Luce flew out to China on several occasions, to "straighten out' White. They finally had a confrontation in which White told his boss his commitment was to honest journalism. Luce said no, the stakes were too high. A little propaganda, not the word he used but what he felt was needed, as in the battle with Adolf Hitler, was what was needed. To lose China was too horrible to contemplate and could not be risked by honest journalism.
All normal coinsiderations woul seem to favor White in this argument. The truth, after all, shall set ye free. In the end, White got his way. He wrote it his way, then detailed it in a book called Thunder Out of China. It dismayed Luce, but he was too honest and decent to censor his people. Righteounses prevailed, right?
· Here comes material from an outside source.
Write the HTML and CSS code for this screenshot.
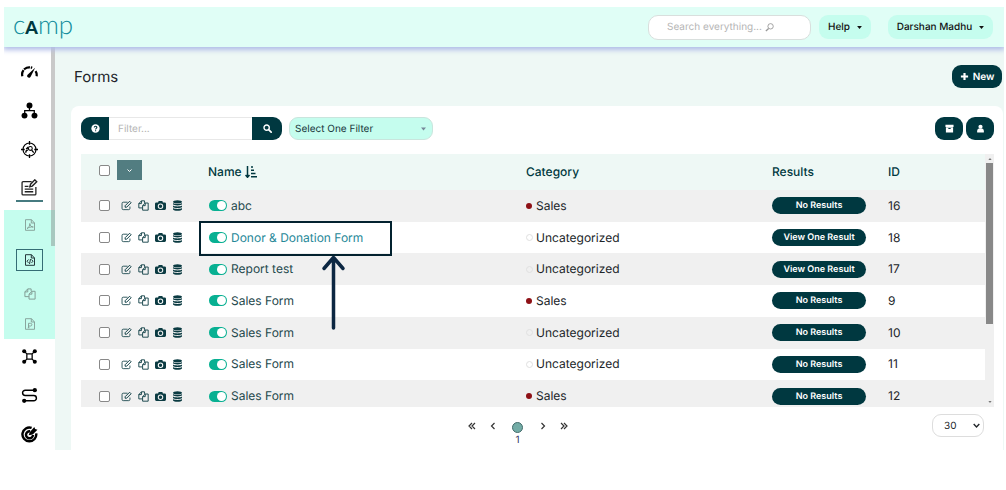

Not so fact. China was lost to Communism in 1949, causing enormous political hatred and more than any factor McCarthyism. Mao murdered 55 million human beings. Communism killed 100 million worldwide in the century. In light of that knowledge, if it was at all possible Luce could have kept Chiang and his army together enough, through American popular support, to stop such a thing fron happening; well, was this not worth just a little bit of jingoistic propaganda?
This was the nexus of much angst over the years, and could be found in conservative anger towards liberal media during the Iraq War. Was the honesty and "integrity" of a liberal, yet safe, reporter more important than the life of a soldier in the field, fighting an enemy aided and abetted by his reporting? This argument does not appear to be going away any time soon.